With former Director of Football Ross Wilson’s exit now all said and done, how does this change at Ibrox affect Rangers manager Michael Beale and especially his summer wallet?

Rangers fans are asking this question, wondering how the integral fulcrum of transfers, the Director of Football, affects the manager’s summer task now that Wilson has departed Govan for the last time?

The truth?

No significant impact at all. Apart from one, and admittedly, it’s quite the doozy.

All players being scouted by Rangers will continue to scouted, all targets will continue to be monitored, and in terms of budget, Wilson’s exit doesn’t change what Rangers have at our disposal and will have going forwards, financially-speaking.

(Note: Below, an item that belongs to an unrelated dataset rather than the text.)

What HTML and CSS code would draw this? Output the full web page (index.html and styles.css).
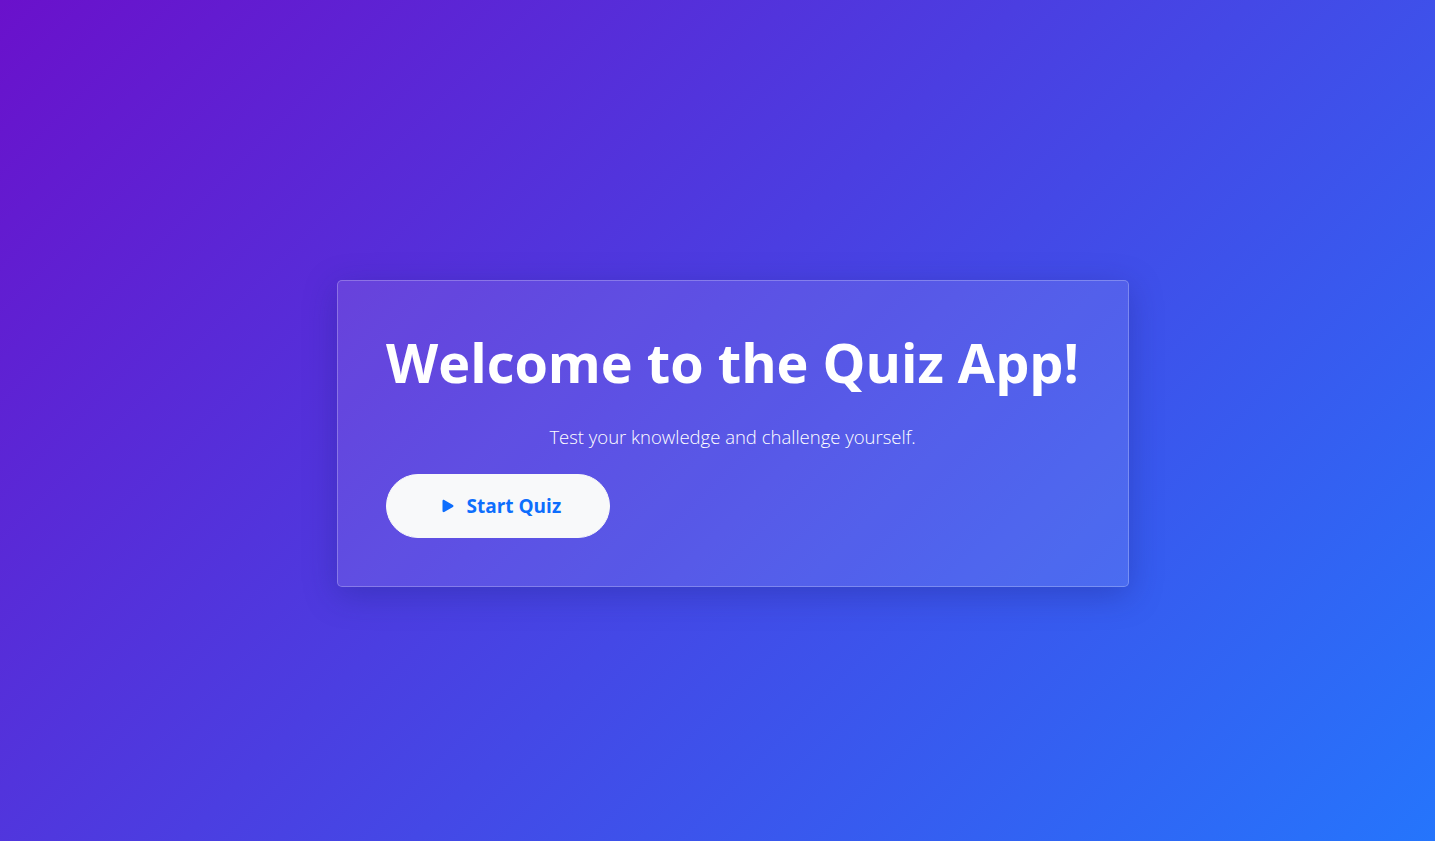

The big key difference now is the inevitable sales of Glen Kamara and anyone else Rangers seek to cash in on – instead of that work being carried out by Wilson, others will, for now, be promoted to negotiations with potential suitors about price and details.

We admit this was one area where Wilson was actually pretty good – despite our misgivings about the potential loss of £12M on market value, the ex-director nevertheless secured £37M for three players – Bassey, Aribo and Patterson, and managed to sign long-gone Juninho Bacuna for nothing, not to mention just £1M outlay on Ianis Hagi.

When it came to shrewd deals, Wilson was quite good for getting some decent terms on Rangers’ behalf even taking into consideration the ‘loss’ on those big three sales made last year.

So that kind of negotiation acumen is gone now, and Rangers will have to find a new way to work with suitors and indeed clubs of teams we’re targeting in order to buy and sell.

That was, put simply, the DoF’s job, and now Rangers lack a negotiator – of course there’s a team of staff in the department, so like the commercial sector the football sector has a hierarchy, and someone will take up that mantle in the absence of a DoF.

Or Michael Beale himself will get involved.

Who knows.

Money-wise it doesn’t impact a thing, but negotiations-wise it could have quite the effect.